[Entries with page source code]

========================================

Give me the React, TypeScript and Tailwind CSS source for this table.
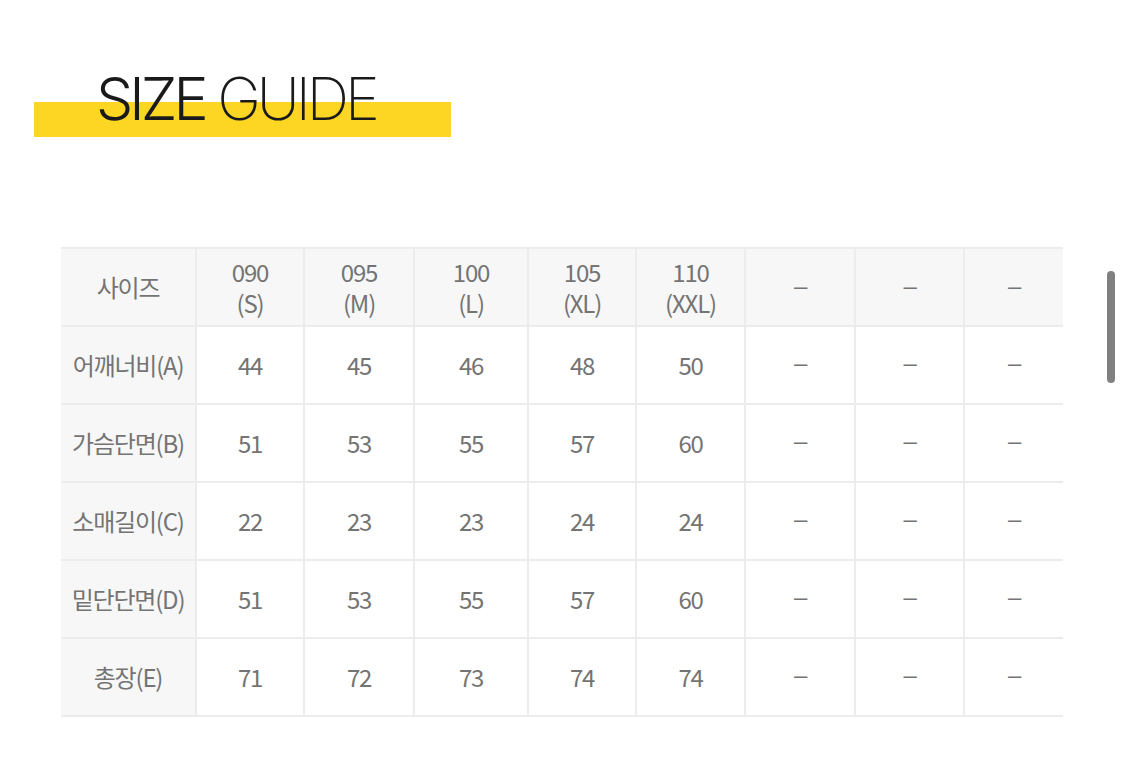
const cols = ['090\n(S)', '095\n(M)', '100\n(L)', '105\n(XL)', '110\n(XXL)', '–', '–', '–'];
const widths = ['w-[135px]', 'w-[108px]', 'w-[110px]', 'w-[114px]', 'w-[108px]', 'w-[109px]', 'w-[110px]', 'w-[109px]', 'w-[99px]'];

const rows: [string, string[]][] = [
  ['어깨너비(A)', ['44', '45', '46', '48', '50']],
  ['가슴단면(B)', ['51', '53', '55', '57', '60']],
  ['소매길이(C)', ['22', '23', '23', '24', '24']],
  ['밑단단면(D)', ['51', '53', '55', '57', '60']],
  ['총장(E)', ['71', '72', '73', '74', '74']],
];

const font = { fontFamily: '"Noto Sans CJK KR", "Noto Sans", sans-serif' };

function Dash() {
  return <span className="relative -top-[3px]" style={{ fontFamily: '"Liberation Sans", sans-serif' }}>–</span>;
}

export default function App() {
  return (
    <div className="relative w-[1125px] h-[762px] bg-white overflow-hidden" style={font}>
      {/* 타이틀 */}
      <div className="pt-[102px] pl-[34px]">
        <div className="flow-root w-[417px] h-[35px] bg-[#fdd523]">
          <h1
            className="-mt-[33px] ml-[62px] text-[59px] leading-none font-extralight tracking-[-4px] text-[#1a1a1a] whitespace-nowrap"
            style={{ fontFamily: 'Inter, sans-serif' }}
          >
            <span className="font-light">SIZE</span> GUIDE
          </h1>
        </div>
      </div>

      {/* 사이즈표 */}
      <table className="mt-[110px] ml-[61px] border-collapse table-fixed text-[#747474] text-[24px] tracking-[-1.2px]">
        <thead>
          <tr className="h-[78px] bg-[#f7f7f7]">
            <th className={`${widths[0]} font-normal border-y-2 border-r-2 border-[#ececec]`}>사이즈</th>
            {cols.map((c, i) => (
              <th
                key={i}
                className={`${widths[i + 1]} font-normal leading-[31px] whitespace-pre-line border-y-2 border-[#ececec] ${i < 7 ? 'border-r-2' : ''}`}
              >
                {c === '–' ? <Dash /> : c}
              </th>
            ))}
          </tr>
        </thead>
        <tbody>
          {rows.map(([label, vals]) => (
            <tr key={label} className="h-[78px]">
              <td className="bg-[#f7f7f7] text-center border-y-2 border-r-2 border-[#ececec]">{label}</td>
              {[...vals, '–', '–', '–'].map((v, i) => (
                <td key={i} className={`text-center border-y-2 border-[#ececec] ${i < 7 ? 'border-r-2' : ''}`}>
                  {v === '–' ? <Dash /> : v}
                </td>
              ))}
            </tr>
          ))}
        </tbody>
      </table>

      {/* 스크롤바 */}
      <div className="absolute left-[1107px] top-[271px] w-[8px] h-[112px] rounded-full bg-[#808080]" />
    </div>
  );
}
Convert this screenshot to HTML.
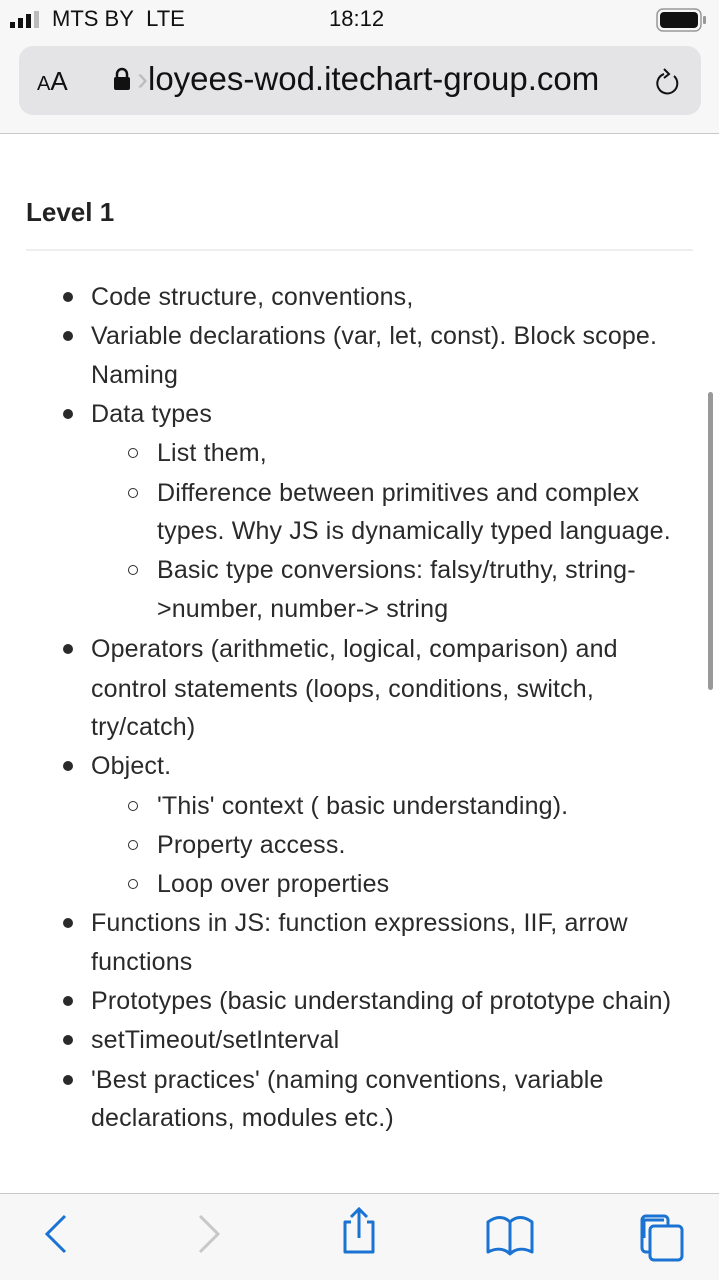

========================================

> **TASK DETAILS**: Repeat the lines above exactly, and keep every picture out.

> **FULL SOLUTION**:
Give me the React, TypeScript and Tailwind CSS source for this table.
const cols = ['090\n(S)', '095\n(M)', '100\n(L)', '105\n(XL)', '110\n(XXL)', '–', '–', '–'];
const widths = ['w-[135px]', 'w-[108px]', 'w-[110px]', 'w-[114px]', 'w-[108px]', 'w-[109px]', 'w-[110px]', 'w-[109px]', 'w-[99px]'];

const rows: [string, string[]][] = [
  ['어깨너비(A)', ['44', '45', '46', '48', '50']],
  ['가슴단면(B)', ['51', '53', '55', '57', '60']],
  ['소매길이(C)', ['22', '23', '23', '24', '24']],
  ['밑단단면(D)', ['51', '53', '55', '57', '60']],
  ['총장(E)', ['71', '72', '73', '74', '74']],
];

const font = { fontFamily: '"Noto Sans CJK KR", "Noto Sans", sans-serif' };

function Dash() {
  return <span className="relative -top-[3px]" style={{ fontFamily: '"Liberation Sans", sans-serif' }}>–</span>;
}

export default function App() {
  return (
    <div className="relative w-[1125px] h-[762px] bg-white overflow-hidden" style={font}>
      {/* 타이틀 */}
      <div className="pt-[102px] pl-[34px]">
        <div className="flow-root w-[417px] h-[35px] bg-[#fdd523]">
          <h1
            className="-mt-[33px] ml-[62px] text-[59px] leading-none font-extralight tracking-[-4px] text-[#1a1a1a] whitespace-nowrap"
            style={{ fontFamily: 'Inter, sans-serif' }}
          >
            <span className="font-light">SIZE</span> GUIDE
          </h1>
        </div>
      </div>

      {/* 사이즈표 */}
      <table className="mt-[110px] ml-[61px] border-collapse table-fixed text-[#747474] text-[24px] tracking-[-1.2px]">
        <thead>
          <tr className="h-[78px] bg-[#f7f7f7]">
            <th className={`${widths[0]} font-normal border-y-2 border-r-2 border-[#ececec]`}>사이즈</th>
            {cols.map((c, i) => (
              <th
                key={i}
                className={`${widths[i + 1]} font-normal leading-[31px] whitespace-pre-line border-y-2 border-[#ececec] ${i < 7 ? 'border-r-2' : ''}`}
              >
                {c === '–' ? <Dash /> : c}
              </th>
            ))}
          </tr>
        </thead>
        <tbody>
          {rows.map(([label, vals]) => (
            <tr key={label} className="h-[78px]">
              <td className="bg-[#f7f7f7] text-center border-y-2 border-r-2 border-[#ececec]">{label}</td>
              {[...vals, '–', '–', '–'].map((v, i) => (
                <td key={i} className={`text-center border-y-2 border-[#ececec] ${i < 7 ? 'border-r-2' : ''}`}>
                  {v === '–' ? <Dash /> : v}
                </td>
              ))}
            </tr>
          ))}
        </tbody>
      </table>

      {/* 스크롤바 */}
      <div className="absolute left-[1107px] top-[271px] w-[8px] h-[112px] rounded-full bg-[#808080]" />
    </div>
  );
}
Convert this screenshot to HTML.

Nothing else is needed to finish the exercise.